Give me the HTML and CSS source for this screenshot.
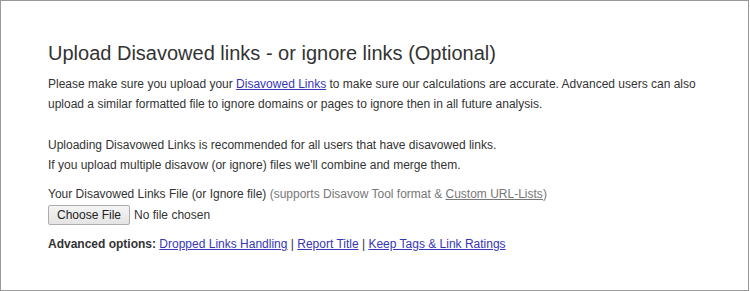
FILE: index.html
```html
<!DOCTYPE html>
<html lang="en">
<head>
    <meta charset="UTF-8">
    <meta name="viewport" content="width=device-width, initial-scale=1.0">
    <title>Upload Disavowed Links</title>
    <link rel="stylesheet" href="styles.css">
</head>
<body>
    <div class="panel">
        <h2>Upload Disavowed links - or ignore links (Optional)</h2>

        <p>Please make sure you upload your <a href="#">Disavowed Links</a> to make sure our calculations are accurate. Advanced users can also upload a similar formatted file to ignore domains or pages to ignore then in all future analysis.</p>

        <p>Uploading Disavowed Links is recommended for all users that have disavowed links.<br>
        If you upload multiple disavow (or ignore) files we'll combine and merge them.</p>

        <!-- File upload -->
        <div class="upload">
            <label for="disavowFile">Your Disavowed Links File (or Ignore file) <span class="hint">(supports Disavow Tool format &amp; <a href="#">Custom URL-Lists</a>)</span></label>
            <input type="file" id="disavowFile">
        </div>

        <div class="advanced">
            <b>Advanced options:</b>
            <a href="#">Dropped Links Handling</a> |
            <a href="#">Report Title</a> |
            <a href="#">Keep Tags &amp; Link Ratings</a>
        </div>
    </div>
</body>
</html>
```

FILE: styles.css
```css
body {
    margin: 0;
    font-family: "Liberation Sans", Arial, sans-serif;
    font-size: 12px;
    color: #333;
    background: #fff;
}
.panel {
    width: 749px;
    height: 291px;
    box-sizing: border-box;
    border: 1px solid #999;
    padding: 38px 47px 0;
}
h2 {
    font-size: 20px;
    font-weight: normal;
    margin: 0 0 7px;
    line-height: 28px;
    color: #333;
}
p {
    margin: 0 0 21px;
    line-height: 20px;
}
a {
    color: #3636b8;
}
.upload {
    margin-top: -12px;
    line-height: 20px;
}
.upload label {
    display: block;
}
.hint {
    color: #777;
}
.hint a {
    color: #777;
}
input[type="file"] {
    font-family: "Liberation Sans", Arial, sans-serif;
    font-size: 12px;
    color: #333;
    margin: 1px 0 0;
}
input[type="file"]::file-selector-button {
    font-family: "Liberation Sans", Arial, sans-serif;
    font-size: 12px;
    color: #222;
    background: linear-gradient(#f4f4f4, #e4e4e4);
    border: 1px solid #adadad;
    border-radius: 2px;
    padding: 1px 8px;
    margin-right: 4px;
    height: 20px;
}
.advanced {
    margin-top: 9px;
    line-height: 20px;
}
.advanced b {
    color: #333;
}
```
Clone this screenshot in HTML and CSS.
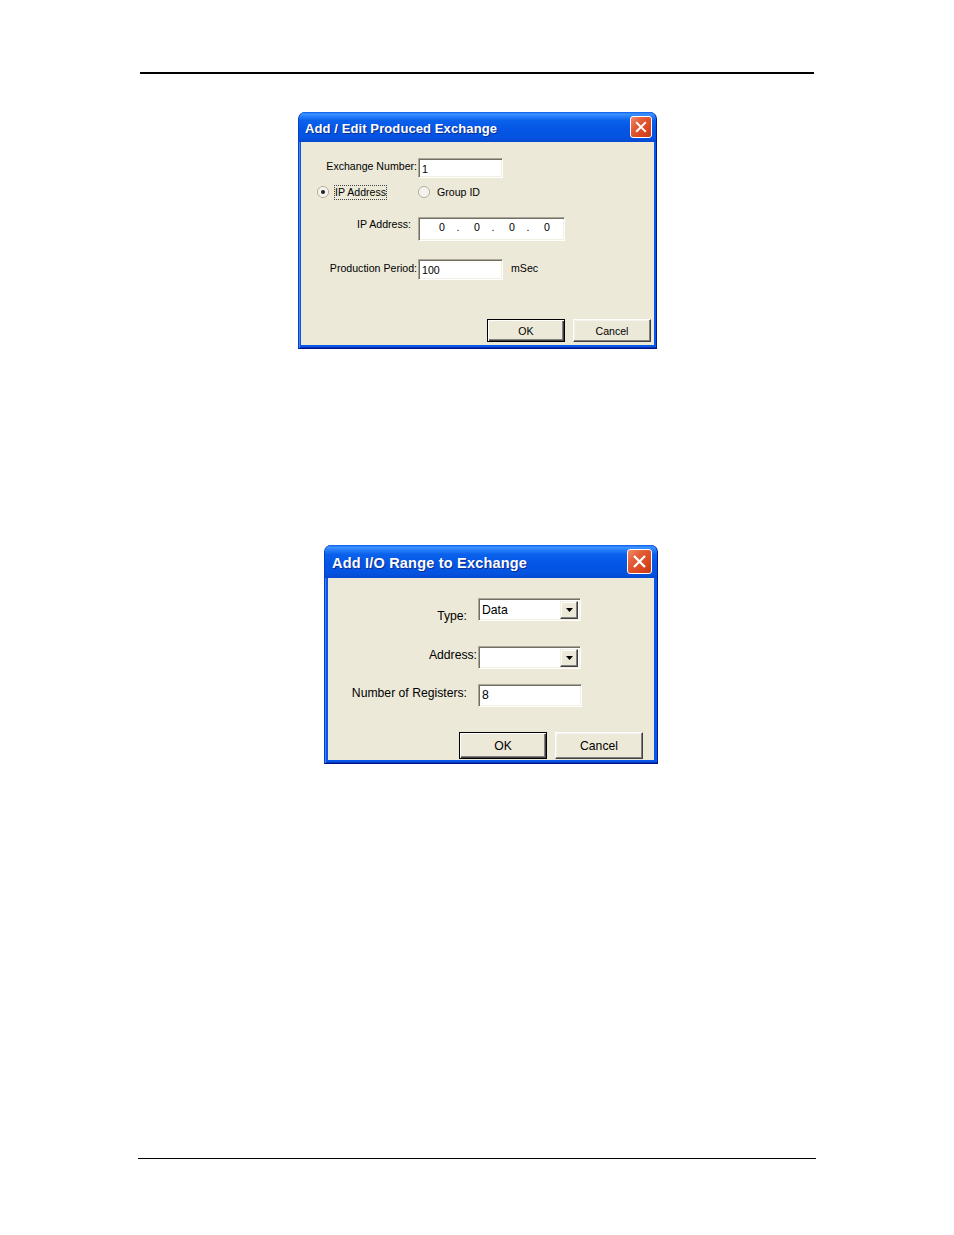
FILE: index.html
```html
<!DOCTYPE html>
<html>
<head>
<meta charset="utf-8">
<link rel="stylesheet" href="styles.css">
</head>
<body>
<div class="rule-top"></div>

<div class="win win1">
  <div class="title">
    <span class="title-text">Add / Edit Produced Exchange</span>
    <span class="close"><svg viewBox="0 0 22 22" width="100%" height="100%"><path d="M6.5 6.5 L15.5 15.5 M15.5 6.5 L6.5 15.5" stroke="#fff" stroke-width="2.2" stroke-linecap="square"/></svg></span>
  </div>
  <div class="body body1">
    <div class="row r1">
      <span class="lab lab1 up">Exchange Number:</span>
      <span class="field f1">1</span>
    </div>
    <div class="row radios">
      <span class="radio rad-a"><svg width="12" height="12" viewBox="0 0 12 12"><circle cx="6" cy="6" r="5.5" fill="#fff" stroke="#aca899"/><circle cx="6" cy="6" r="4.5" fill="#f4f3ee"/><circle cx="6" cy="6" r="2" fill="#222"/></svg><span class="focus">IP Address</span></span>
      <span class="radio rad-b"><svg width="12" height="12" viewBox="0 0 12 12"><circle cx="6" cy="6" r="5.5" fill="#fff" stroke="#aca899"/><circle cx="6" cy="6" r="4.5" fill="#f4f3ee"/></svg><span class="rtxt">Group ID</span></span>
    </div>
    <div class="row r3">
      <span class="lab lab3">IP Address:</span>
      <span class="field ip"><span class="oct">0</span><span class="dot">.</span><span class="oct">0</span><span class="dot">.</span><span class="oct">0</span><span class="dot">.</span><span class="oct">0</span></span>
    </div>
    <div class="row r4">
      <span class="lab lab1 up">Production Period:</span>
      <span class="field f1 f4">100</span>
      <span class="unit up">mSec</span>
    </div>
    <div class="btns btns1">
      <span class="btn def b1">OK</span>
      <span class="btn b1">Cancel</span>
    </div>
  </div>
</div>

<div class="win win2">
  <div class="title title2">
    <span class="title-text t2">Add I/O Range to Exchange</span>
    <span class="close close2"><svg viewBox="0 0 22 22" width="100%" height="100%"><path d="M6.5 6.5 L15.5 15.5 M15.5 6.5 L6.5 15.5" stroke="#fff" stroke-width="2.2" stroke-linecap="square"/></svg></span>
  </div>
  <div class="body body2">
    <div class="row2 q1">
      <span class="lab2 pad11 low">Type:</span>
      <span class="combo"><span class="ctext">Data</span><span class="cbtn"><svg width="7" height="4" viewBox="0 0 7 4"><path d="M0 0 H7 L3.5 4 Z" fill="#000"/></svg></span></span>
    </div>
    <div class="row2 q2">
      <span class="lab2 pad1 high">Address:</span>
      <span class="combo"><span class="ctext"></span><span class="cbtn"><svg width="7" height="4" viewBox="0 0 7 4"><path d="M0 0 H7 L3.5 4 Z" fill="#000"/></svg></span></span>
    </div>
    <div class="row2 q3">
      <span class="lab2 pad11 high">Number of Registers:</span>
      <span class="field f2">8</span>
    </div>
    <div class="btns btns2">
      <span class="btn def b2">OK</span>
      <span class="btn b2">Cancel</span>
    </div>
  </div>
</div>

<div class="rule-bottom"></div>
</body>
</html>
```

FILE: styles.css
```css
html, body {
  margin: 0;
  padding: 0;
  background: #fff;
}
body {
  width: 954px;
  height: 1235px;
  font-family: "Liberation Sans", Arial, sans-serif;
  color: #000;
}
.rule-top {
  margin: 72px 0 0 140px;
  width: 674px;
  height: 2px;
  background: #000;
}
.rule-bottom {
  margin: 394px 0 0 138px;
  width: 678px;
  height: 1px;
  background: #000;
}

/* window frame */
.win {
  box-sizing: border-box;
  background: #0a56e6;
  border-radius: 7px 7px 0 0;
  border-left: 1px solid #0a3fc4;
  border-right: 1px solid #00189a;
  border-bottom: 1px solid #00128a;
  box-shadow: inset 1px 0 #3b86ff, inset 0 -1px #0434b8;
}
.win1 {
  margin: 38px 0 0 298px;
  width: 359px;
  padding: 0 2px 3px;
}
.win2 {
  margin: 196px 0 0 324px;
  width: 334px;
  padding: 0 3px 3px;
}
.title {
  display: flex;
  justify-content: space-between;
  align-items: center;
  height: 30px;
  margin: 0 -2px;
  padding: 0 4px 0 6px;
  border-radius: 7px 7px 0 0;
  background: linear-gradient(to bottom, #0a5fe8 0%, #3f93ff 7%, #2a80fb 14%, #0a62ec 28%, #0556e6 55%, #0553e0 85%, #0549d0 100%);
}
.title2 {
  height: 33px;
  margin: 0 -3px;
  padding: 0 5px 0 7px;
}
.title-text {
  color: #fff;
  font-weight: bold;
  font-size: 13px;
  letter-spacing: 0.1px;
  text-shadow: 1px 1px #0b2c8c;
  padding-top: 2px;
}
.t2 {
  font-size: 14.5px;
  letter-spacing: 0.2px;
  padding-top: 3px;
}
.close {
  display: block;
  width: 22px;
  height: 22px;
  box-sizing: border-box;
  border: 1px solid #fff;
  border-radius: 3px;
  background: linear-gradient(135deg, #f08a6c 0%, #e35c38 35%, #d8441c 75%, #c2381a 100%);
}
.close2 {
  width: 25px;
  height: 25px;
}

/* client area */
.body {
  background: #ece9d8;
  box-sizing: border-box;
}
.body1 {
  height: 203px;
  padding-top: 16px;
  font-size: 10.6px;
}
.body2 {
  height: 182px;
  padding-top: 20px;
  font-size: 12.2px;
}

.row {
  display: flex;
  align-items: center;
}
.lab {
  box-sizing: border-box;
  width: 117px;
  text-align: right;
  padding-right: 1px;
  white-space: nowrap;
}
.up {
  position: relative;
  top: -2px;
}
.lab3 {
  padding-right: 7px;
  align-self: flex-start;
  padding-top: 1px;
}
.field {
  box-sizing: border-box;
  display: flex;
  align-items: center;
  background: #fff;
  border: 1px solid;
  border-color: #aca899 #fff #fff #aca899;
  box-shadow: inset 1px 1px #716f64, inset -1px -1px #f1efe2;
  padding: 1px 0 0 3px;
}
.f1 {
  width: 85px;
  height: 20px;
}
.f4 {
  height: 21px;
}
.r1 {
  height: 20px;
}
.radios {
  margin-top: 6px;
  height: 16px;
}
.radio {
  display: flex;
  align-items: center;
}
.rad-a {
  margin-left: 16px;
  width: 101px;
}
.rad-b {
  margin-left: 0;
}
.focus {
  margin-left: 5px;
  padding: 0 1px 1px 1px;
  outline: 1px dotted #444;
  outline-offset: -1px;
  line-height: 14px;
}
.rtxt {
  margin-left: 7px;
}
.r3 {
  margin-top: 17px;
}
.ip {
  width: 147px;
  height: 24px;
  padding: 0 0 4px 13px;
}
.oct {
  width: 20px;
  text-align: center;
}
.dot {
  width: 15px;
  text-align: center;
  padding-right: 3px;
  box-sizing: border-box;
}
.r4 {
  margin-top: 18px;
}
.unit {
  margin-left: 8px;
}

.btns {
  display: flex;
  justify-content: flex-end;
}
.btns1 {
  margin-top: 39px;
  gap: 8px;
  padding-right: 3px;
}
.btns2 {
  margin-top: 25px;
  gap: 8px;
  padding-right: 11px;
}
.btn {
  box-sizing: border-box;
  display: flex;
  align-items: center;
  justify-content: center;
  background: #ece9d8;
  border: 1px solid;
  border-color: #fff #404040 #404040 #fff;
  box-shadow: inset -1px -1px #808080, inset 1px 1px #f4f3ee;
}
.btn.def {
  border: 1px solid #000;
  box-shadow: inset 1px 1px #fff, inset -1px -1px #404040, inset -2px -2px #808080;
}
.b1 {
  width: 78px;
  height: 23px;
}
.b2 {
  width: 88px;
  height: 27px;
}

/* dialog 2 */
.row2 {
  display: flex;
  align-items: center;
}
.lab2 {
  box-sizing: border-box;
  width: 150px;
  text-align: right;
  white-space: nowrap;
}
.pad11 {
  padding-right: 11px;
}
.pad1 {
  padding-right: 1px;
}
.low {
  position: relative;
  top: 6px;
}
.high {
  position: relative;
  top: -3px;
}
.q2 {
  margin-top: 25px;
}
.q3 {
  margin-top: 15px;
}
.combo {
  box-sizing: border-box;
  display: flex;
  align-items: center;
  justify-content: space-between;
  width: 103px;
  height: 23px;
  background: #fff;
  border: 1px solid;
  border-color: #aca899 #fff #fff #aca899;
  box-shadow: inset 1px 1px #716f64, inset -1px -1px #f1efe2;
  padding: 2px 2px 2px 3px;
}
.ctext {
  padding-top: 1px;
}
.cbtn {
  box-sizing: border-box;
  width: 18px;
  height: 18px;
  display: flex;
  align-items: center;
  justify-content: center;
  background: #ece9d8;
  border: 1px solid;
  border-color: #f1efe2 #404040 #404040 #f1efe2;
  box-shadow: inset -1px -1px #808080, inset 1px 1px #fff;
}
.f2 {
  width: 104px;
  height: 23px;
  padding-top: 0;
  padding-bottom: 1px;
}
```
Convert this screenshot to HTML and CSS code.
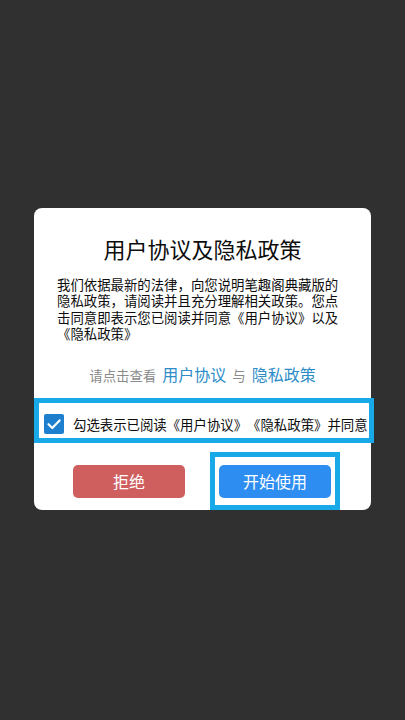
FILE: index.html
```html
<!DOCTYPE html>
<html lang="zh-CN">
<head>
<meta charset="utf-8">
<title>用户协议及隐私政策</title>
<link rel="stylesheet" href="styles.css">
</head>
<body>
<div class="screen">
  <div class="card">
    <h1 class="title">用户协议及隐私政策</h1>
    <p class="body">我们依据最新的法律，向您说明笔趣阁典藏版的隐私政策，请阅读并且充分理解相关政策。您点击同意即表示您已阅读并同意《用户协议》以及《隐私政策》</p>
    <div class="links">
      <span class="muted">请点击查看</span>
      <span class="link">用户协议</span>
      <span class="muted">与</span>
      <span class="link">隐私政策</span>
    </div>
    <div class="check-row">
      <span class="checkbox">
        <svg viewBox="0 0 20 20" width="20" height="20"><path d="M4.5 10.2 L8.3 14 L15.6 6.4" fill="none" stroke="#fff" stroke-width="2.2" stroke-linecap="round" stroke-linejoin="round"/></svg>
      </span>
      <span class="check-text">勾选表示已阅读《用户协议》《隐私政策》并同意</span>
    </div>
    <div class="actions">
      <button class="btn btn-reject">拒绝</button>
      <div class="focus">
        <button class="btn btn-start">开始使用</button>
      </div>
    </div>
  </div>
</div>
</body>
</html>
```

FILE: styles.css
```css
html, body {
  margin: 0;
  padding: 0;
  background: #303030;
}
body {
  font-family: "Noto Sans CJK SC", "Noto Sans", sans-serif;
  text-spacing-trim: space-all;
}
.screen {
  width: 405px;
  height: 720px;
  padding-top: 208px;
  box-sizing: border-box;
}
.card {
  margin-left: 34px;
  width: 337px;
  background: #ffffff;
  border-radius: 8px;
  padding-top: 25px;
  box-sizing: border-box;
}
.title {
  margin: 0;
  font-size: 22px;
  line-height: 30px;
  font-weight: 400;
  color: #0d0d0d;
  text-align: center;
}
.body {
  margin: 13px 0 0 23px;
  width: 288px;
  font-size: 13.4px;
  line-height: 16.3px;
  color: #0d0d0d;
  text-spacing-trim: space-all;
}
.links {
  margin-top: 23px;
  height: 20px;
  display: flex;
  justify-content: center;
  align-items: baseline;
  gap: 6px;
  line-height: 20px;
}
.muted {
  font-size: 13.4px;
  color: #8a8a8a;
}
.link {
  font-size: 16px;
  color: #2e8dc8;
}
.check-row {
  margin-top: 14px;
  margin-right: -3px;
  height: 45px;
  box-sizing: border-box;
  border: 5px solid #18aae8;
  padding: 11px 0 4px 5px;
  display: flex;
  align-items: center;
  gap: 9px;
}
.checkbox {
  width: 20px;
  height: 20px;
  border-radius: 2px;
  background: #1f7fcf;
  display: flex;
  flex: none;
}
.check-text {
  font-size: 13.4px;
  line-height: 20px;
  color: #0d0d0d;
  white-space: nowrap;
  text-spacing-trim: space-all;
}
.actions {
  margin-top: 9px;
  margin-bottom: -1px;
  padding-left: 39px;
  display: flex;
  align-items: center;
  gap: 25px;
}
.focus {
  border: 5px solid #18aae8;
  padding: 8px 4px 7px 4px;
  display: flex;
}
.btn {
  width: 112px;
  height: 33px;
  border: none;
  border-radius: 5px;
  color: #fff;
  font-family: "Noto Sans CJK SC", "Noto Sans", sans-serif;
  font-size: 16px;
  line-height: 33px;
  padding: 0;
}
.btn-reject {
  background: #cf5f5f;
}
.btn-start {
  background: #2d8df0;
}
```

****************************************

Exercise instructions = State only the count of lines above that hold the string "this".

Worked answer = 3